Poplar Farm, Long Street. Courtesy of Susan Fay
In the informative booklet, A Little History of Great Ellingham, the authors describe ‘Poplar Farm’ as “an ancient timber framed building purporting to be made from reclaimed ship’s timber”. “This house has a long corridor down one side'”. The booklet also mentions that there is a spring to the rear of the property.
British Listed Buildings website lists Poplar Farmhouse, in Long Street, Great Ellingham, as a late seventeenth century timber framed property, with roughcast lath and plaster on a brick and flint plinth. It also mentions that the property was once two cottages.
Extract from 18th Century Map. Town Green, Hyrne and Broad Commons in Great Ellingham held at Norfolk Record Office. Cat. Ref. MC2213/113, 941X7. With kind permission of NRO.
The property was one of several dwellings scattered along the western side of Long Street, which appear on a late eighteenth century map held at the Norfolk Record Office.
A black dot on the above extract of the map shows the position of the property we know today as Poplar Farmhouse. I do not know when the property became to be known as Poplar Farmhouse but, for ease of reference, I will refer to the property as Poplar Farmhouse.
At the end of the eighteenth century, Poplar Farmhouse was owned by Robert Barnard who, although owning several properties in the village, lived at Great Ellingham Hall, which he leased from a Suffolk Rector, the Reverend F C Negus.
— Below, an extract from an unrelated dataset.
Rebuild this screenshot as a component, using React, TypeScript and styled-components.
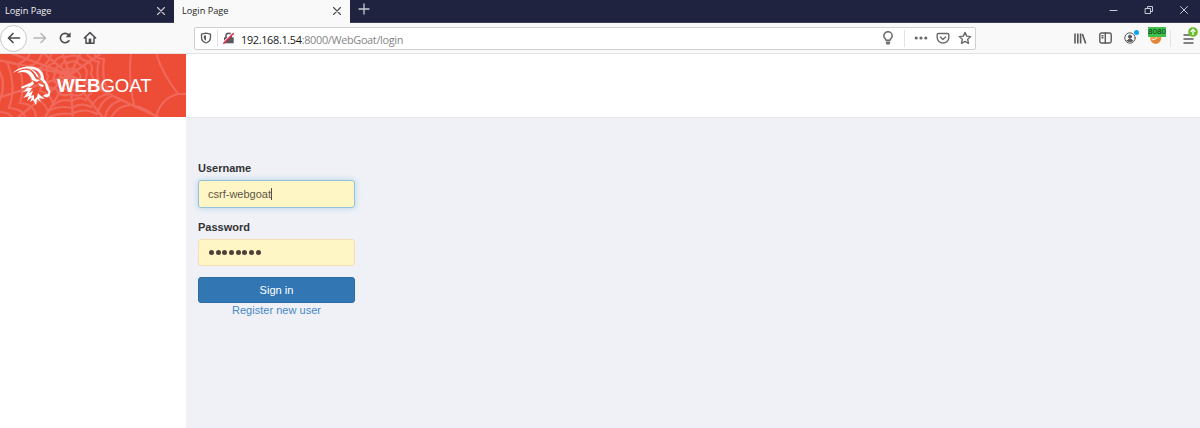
import React from 'react';
import styled, { createGlobalStyle } from 'styled-components';

const GlobalStyle = createGlobalStyle`
  *, *::before, *::after { box-sizing: border-box; }
  body { margin: 0; background: #fff; font-family: "Liberation Sans", Arial, sans-serif; }
  svg { display: block; flex: none; }
`;

const Window = styled.div`
  display: flex;
  flex-direction: column;
  width: 1200px;
  height: 428px;
  overflow: hidden;
`;

const TabBar = styled.div`
  display: flex;
  height: 23px;
  flex: none;
  background: #20233f;
  border-bottom: 1px solid #3c3e56;
`;

const Tab = styled.div<{ $active?: boolean }>`
  display: flex;
  align-items: center;
  justify-content: space-between;
  width: ${p => (p.$active ? 176 : 174)}px;
  height: 23px;
  padding: 0 8px 2px ${p => (p.$active ? 8 : 5)}px;
  background: ${p => (p.$active ? '#f9f9fa' : 'transparent')};
  color: ${p => (p.$active ? '#1c1c22' : '#f2f2f6')};
  font: 9.2px "Open Sans", sans-serif;
`;

const TabClose = styled.span<{ $active?: boolean }>`
  color: ${p => (p.$active ? '#4c4c50' : '#c9cad3')};
`;

const NewTab = styled.div`
  display: flex;
  padding: 3px 0 0 8px;
  color: #c9cad3;
`;

const WindowControls = styled.div`
  display: flex;
  align-items: center;
  gap: 25px;
  height: 19px;
  margin-left: auto;
  padding-right: 11px;
  color: #c9cad3;
`;

const Toolbar = styled.div`
  display: flex;
  align-items: center;
  height: 31px;
  flex: none;
  background: #f9f9fa;
  border-bottom: 1px solid #e3e3e5;
  color: #5a5a5d;
`;

const NavButtons = styled.div`
  display: flex;
  align-items: center;
  width: 194px;
  color: #4c4c50;
`;

const BackButton = styled.div`
  display: flex;
  align-items: center;
  justify-content: center;
  width: 27px;
  height: 27px;
  border: 1px solid #c6c6c8;
  border-radius: 50%;
  background: #fff;
`;

const NavIcon = styled.div<{ $left: number; $faded?: boolean }>`
  margin-left: ${p => p.$left}px;
  color: ${p => (p.$faded ? '#b5b5b8' : 'inherit')};
`;

const AddressBar = styled.div`
  display: flex;
  align-items: center;
  width: 782px;
  height: 23px;
  padding: 0 3px 0 5px;
  background: #fff;
  border: 1px solid #cfcfd1;
  border-radius: 2px;
`;

const Divider = styled.span<{ $margin: string }>`
  width: 1px;
  height: 17px;
  margin: ${p => p.$margin};
  background: #e3e3e5;
`;

const Url = styled.span`
  margin-left: 7px;
  padding-top: 2px;
  color: #858588;
  font: 10.9px "Open Sans", sans-serif;
  line-height: 15px;
  letter-spacing: -0.33px;
  white-space: nowrap;
`;

const Host = styled.span`
  color: #17171a;
`;

const PageActions = styled.div`
  display: flex;
  align-items: center;
  margin-left: auto;
  color: #6a6a6d;
`;

const Actions = styled.div`
  display: flex;
  align-items: center;
  gap: 12px;
  margin-left: auto;
  padding-right: 6px;
`;

const BadgeHost = styled.div`
  position: relative;
`;

const PortBadge = styled.span`
  position: absolute;
  top: -5px;
  left: 0;
  width: 18px;
  height: 10px;
  background: #3fc04c;
  color: #0c3311;
  font: 8px/10px "Liberation Sans", sans-serif;
  text-align: center;
`;

const Dot = styled.span`
  position: absolute;
  top: -2px;
  right: -3px;
  width: 5px;
  height: 5px;
  border-radius: 50%;
  background: #0aa5f7;
`;

const UpdateBadge = styled.span`
  position: absolute;
  top: -6px;
  right: -4px;
`;

const Page = styled.div`
  display: grid;
  grid-template: 63px 1fr / 186px 1fr;
  flex: 1;
  background: #fff;
`;

const Brand = styled.div`
  display: grid;
  grid-template: 100% / 100%;
  background: #ed4c37;
  overflow: hidden;

  & > * { grid-area: 1 / 1; }
`;

const BrandRow = styled.div`
  display: flex;
  align-items: center;
  z-index: 1;
  padding-left: 11px;
  color: #fff;
`;

const BrandName = styled.span`
  margin-left: 5px;
  padding-top: 1px;
  font-size: 18.6px;
  line-height: 22px;
`;

const Header = styled.div`
  background: #fff;
`;

const Sidebar = styled.div`
  background: #fff;
`;

const Main = styled.main`
  padding: 44px 0 0 12px;
  border-top: 1px solid #e9eaf0;
  background: #f0f1f7;
`;

const Form = styled.form`
  display: flex;
  flex-direction: column;
  width: 157px;
`;

const Label = styled.label`
  height: 18px;
  color: #333;
  font: bold 11px/13px "Liberation Sans", sans-serif;
`;

const Field = styled.div<{ $focused?: boolean }>`
  display: flex;
  align-items: center;
  height: ${p => (p.$focused ? 28 : 27)}px;
  margin-bottom: ${p => (p.$focused ? 13 : 11)}px;
  padding: 0 9px 1px;
  border: 1px solid ${p => (p.$focused ? '#8fc3dc' : '#f3dfb4')};
  border-radius: 3px;
  background: #fff5c5;
  box-shadow: ${p => (p.$focused ? '0 0 6px rgba(102, 175, 215, .45)' : 'none')};
  color: #5e5546;
  font-size: 11px;
`;

const Caret = styled.span`
  width: 1px;
  height: 12px;
  background: #55504a;
`;

const Bullets = styled.span`
  display: flex;
  gap: 1.7px;
  padding: 1px 0 0 1px;
`;

const Bullet = styled.i`
  width: 5px;
  height: 5px;
  border-radius: 50%;
  background: #4e4237;
`;

const SignIn = styled.button`
  height: 26px;
  padding: 0;
  border: 1px solid #2d6ca3;
  border-radius: 3px;
  background: #3277b3;
  color: #fff;
  font: 11.1px "Liberation Sans", sans-serif;
`;

const Register = styled.a`
  color: #4688c7;
  font-size: 11.05px;
  line-height: 15px;
  text-align: center;
`;

type IconProps = { w?: number; h?: number; sw?: number; children: React.ReactNode };

const Icon = ({ w = 14, h = 14, sw = 1.5, children }: IconProps) => (
  <svg width={w} height={h} viewBox={`0 0 ${w} ${h}`} fill="none" stroke="currentColor"
    strokeWidth={sw} strokeLinecap="round" strokeLinejoin="round">{children}</svg>
);

const Cross = () => <Icon w={10} h={10} sw={1.1}><path d="M1.5 1.5l7 7M8.5 1.5l-7 7" /></Icon>;

const Web = () => (
  <svg width="186" height="63" viewBox="0 0 186 63" fill="none" stroke="#f0695a" strokeWidth="2.2" strokeLinecap="round">
    <path d="M70 21L-2 6M70 21L8-2M70 21L42-2M70 21L62-2M70 21L81-2M70 21L103-2M70 21L134 52L158 63M70 21L104 65M70 21L73 65M70 21L44 65M70 21L16 65M70 21L-2 44" strokeWidth="2.4" />
    <path d="M70 15Q75 13 78 18Q83 23 78 26Q76 31 70 29Q64 30 63 25Q58 22 63 18Q65 13 70 15Z" />
    <path d="M68 9Q75 5 80 11Q89 13 86 23Q89 31 80 32Q76 39 69 35Q61 37 59 30Q51 28 55 20Q53 13 61 12Q63 6 68 9Z" />
    <path d="M66 3Q78-1 83 6Q95 8 91 20Q98 31 87 35Q81 45 71 40Q60 44 56 35Q44 34 48 22Q43 12 54 9Q58 1 66 3Z" />
    <path d="M86-1Q91 6 99 8Q95 20 101 35Q91 35 86 46Q79 42 72 47Q61 44 54 51Q50 39 40 37Q43 26 37 15Q48 12 52-1" />
    <path d="M94-1Q96 5 104 5Q101 24 109 40Q97 41 91 53Q81 48 72 54Q59 51 48 57Q44 46 30 43Q35 29 28 12Q39 11 42-1" />
    <path d="M112 42Q101 46 97 60Q84 53 72 60Q57 58 45 65M36 63Q35 50 20 49Q26 31 18 10Q28 6 30-1M121 46Q106 51 105 65M25 64Q24 55 9 54Q17 32 7 8M12 64Q10 58-1 58M-2 51Q8 29-2 15" />
    <path d="M131-1Q128 25 134 51Q118 50 111 64M156-1Q162 19 178 40Q161 44 156 63Q145 53 134 52M178 40H187" strokeWidth="2" />
  </svg>
);

const Goat = () => (
  <svg width="41" height="41" viewBox="0 0 41 41" fill="#fff">
    <path d="M2 8C7 2 18 0 26 3C31 5 33 9 33 15L30 14C30 9 28 6 23 4.5C15 2 8 4 2 8Z" />
    <path d="M6 8C11 3 19 4 22 9L25 14L29 15L26 17L21 15C19 9 14 5 6 8Z" />
    <path d="M17 3C22 4 27 8 28 13L26 12C24 8 21 5 17 3Z" />
    <path d="M28 13L33 14L36 18L38 23L39.5 27L38.5 31L36 32.5L32 31L34 29.5L37 29L37.5 27L35 24L34 19L31 16Z" />
    <path d="M22 16L19 18L10 22L11 23.5L18 21L13 26L10 27.5L17 26L14 31L12 33L18 31L16 36L21 32L19 37L22 35L25 40L26 34L30 37L28 33L34 34L30 31L27 28L26 32L23 35L23 30L20 31L22 26L18 28L21 23L17 23L23 19Z" />
    <path d="M27 18L33 20.5L32 22L29 21Z" />
  </svg>
);

export default function App() {
  return (
    <>
      <GlobalStyle />
      <Window>
        <TabBar>
          <Tab><span>Login Page</span><TabClose><Cross /></TabClose></Tab>
          <Tab $active><span>Login Page</span><TabClose $active><Cross /></TabClose></Tab>
          <NewTab><Icon w={12} h={12} sw={1.3}><path d="M6 1v10M1 6h10" /></Icon></NewTab>
          <WindowControls>
            <Icon w={10} h={10} sw={1}><path d="M1 5.5h7" /></Icon>
            <Icon w={10} h={10} sw={1}><path d="M1.5 3.5h5v5h-5zM3.5 3V1.5h5v5H7" /></Icon>
            <Icon w={10} h={10} sw={1}><path d="M1.5 1.5l7 7M8.5 1.5l-7 7" /></Icon>
          </WindowControls>
        </TabBar>

        <Toolbar>
          <NavButtons>
            <BackButton><Icon w={14} h={12} sw={1.7}><path d="M12.5 6H1.5M6 1.5L1.5 6L6 10.5" /></Icon></BackButton>
            <NavIcon $left={6} $faded><Icon w={14} h={12}><path d="M1 6h11.5M8 1.5L12.5 6L8 10.5" /></Icon></NavIcon>
            <NavIcon $left={11}>
              <Icon w={14} h={14} sw={1.7}><path d="M10.9 9.8A4.7 4.7 0 1 1 10.6 3.9" /><path d="M12.6 1.2V6.2H7.6Z" fill="currentColor" stroke="none" /></Icon>
            </NavIcon>
            <NavIcon $left={11}>
              <Icon w={14} h={14} sw={1.5}><path d="M1.3 7L7 1.6L12.7 7M3 6.7v5.6h8V6.7" /><path d="M5.7 12V7.6h2.6V12Z" fill="currentColor" stroke="none" /></Icon>
            </NavIcon>
          </NavButtons>

          <AddressBar>
            <Icon w={12} h={12} sw={1.3}><path d="M6 1.1L10.5 2.1V5.5C10.5 8.2 8.8 10 6 11C3.2 10 1.5 8.2 1.5 5.5V2.1Z" /><path d="M6 3.2V8.7C4.4 7.8 3.8 7 3.8 5.3V3.7Z" fill="currentColor" stroke="none" /></Icon>
            <Divider $margin="0 5px 0 5px" />
            <Icon w={11} h={12} sw={1.5}>
              <path d="M3 6V3.8a2.6 2.6 0 0 1 5.2 0V6" /><path d="M1 5.3h9.7V11.3H1z" fill="currentColor" stroke="none" />
              <path d="M.6 10.4L10 .8" stroke="#fff" strokeWidth="1.6" /><path d="M.8 11.2L10.4 1.5" stroke="#ec2350" strokeWidth="1.6" />
            </Icon>
            <Url><Host>192.168.1.54</Host>:8000/WebGoat/login</Url>
            <PageActions>
              <Icon w={12} h={14} sw={1.5}><path d="M4 9.3C4 7.8 1.8 7.2 1.8 4.9a4.2 4.2 0 0 1 8.4 0C10.2 7.2 8 7.8 8 9.3Z" /><path d="M4.4 11.3h3.2M4.8 12.8h2.4" /></Icon>
              <Divider $margin="0 9px 0 10px" />
              <Icon w={14} h={4}><g fill="currentColor" stroke="none"><circle cx="2.2" cy="2" r="1.6" /><circle cx="7" cy="2" r="1.6" /><circle cx="11.8" cy="2" r="1.6" /></g></Icon>
              <NavIcon $left={8}><Icon w={14} h={13} sw={1.4}><path d="M2.2 1.5h9.6q1 0 1 1v3.1a5.8 5.4 0 0 1-11.6 0V2.5q0-1 1-1ZM4.4 5L7 7.4L9.6 5" /></Icon></NavIcon>
              <NavIcon $left={8}><Icon w={14} h={14} sw={1.4}><path d="M7 1.4l1.7 3.7 4 .5-3 2.7.8 4L7 10.4l-3.5 1.9.8-4-3-2.7 4-.5Z" /></Icon></NavIcon>
            </PageActions>
          </AddressBar>

          <Actions>
            <Icon w={14} h={13} sw={1.6}><path d="M2 1.5v10M4.8 1.5v10M7.6 1.5v10M9.4 2l3.3 9.5" strokeLinecap="butt" /></Icon>
            <Icon w={13} h={12} sw={1.4}><rect x=".8" y="1" width="11.4" height="10" rx="1.7" /><path d="M6.3 1v10M3 3.7h1M3 5.7h1" /></Icon>
            <BadgeHost>
              <Icon w={12} h={12} sw={1}><circle cx="6" cy="6" r="5.2" /><circle cx="6" cy="4.7" r="1.6" fill="currentColor" /><path d="M3.1 8.8Q3.6 7.4 6 7.4T8.9 8.8Q6 10.6 3.1 8.8Z" fill="currentColor" /></Icon>
              <Dot />
            </BadgeHost>
            <BadgeHost>
              <svg width="14" height="13" viewBox="-1 0 14 13"><circle cx="6.8" cy="6.2" r="5.5" fill="#f1a04d" /><path d="M1.3 7Q3 10 7 7.5T12 6Q11 11.6 6.5 11.8Q2 11 1.3 7Z" fill="#e58338" /><path d="M3 7.5Q5.5 8.5 8 5.5" stroke="#fff0cb" fill="none" /></svg>
              <PortBadge>8080</PortBadge>
            </BadgeHost>
            <Divider $margin="0 0 0 -4px" />
            <BadgeHost>
              <Icon w={11} h={11} sw={1.5}><path d="M1 2h9M1 6h9M1 10h9" /></Icon>
              <UpdateBadge><svg width="10" height="10" viewBox="0 0 10 10"><circle cx="5" cy="5" r="4.8" fill="#67bd2c" /><path d="M5 8V2.5M2.7 4.7L5 2.4L7.3 4.7" stroke="#fff" strokeWidth="1.3" fill="none" /></svg></UpdateBadge>
            </BadgeHost>
          </Actions>
        </Toolbar>

        <Page>
          <Brand>
            <Web />
            <BrandRow><Goat /><BrandName><b>WEB</b>GOAT</BrandName></BrandRow>
          </Brand>
          <Header />
          <Sidebar />
          <Main>
            <Form>
              <Label>Username</Label>
              <Field $focused>csrf-webgoat<Caret /></Field>
              <Label>Password</Label>
              <Field><Bullets>{Array.from({ length: 8 }, (_, i) => <Bullet key={i} />)}</Bullets></Field>
              <SignIn type="button">Sign in</SignIn>
              <Register>Register new user</Register>
            </Form>
          </Main>
        </Page>
      </Window>
    </>
  );
}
Great Ellingham Hall was (and still is) just a ‘stone’s throw’ from Poplar Farmhouse.
Extract from 1802 Map of Great Ellingham. Original held at Norfolk Record Office. Russell James Colman Plans. Cat. Ref. C/Ca 1/84. With kind permission of NRO
The above extract from a later map of 1802, shows Poplar Farmhouse within the parcel of land numbered ‘336’. Again for ease of reference, I have marked the position of the farmhouse with a black dot.
The numbering used in a Particulars & Valuation carried out in 1800 by the Commissioners for the Inclosures of Great Ellingham, corresponds with the numbering used on the Map of 1802. This reveals:
No.336 House, Stable, Barn, Yard and Garden comprising 2 roods and 10 perches (0a 2r 10p), owned by Robert Barnard and occupied by Mary Barnard and William Pease
Poplar Farmhouse was at that time divided into two tenements: Mary Barnard occupied one tenement and William Pease the other.
Spinster Mary Barnard of Great Ellingham signed her last will and testament on the 5th November, 1800.
She appointed Robert Barnard, a farmer, of Great Ellingham as her sole executor. I think Mary’s executor was likely the same Robert Barnard who owned Poplar Farmhouse (and other property in the village) and lived at Great Ellingham Hall. However, there is no indication in Mary’s will whether she and Robert were related.
Given that at this time Mary’s brother, James Barnard, lived at Bury Hall, it would seem strange that Mary Barnard did not appoint her brother as her executor. Having said that, perhaps Robert Barnard was a close relative?
I am confident that this is the Mary Barnard who lived in the other part of Poplar Farmhouse to William Peas(e).
Mary Barnard’s will was duly proved in Norwich by Robert Barnard on the 30th December 1806.
The content of the will describes a few of the items of furniture and personal effects which Mary possessed and used whilst living at Poplar Farmhouse.
She bequeathed to her niece Mary Davison her ‘yellow bed with the furniture thereof as it stands‘. Mary Davison also received her Aunt’s mahogany chest of drawers, tea chest and a sampler.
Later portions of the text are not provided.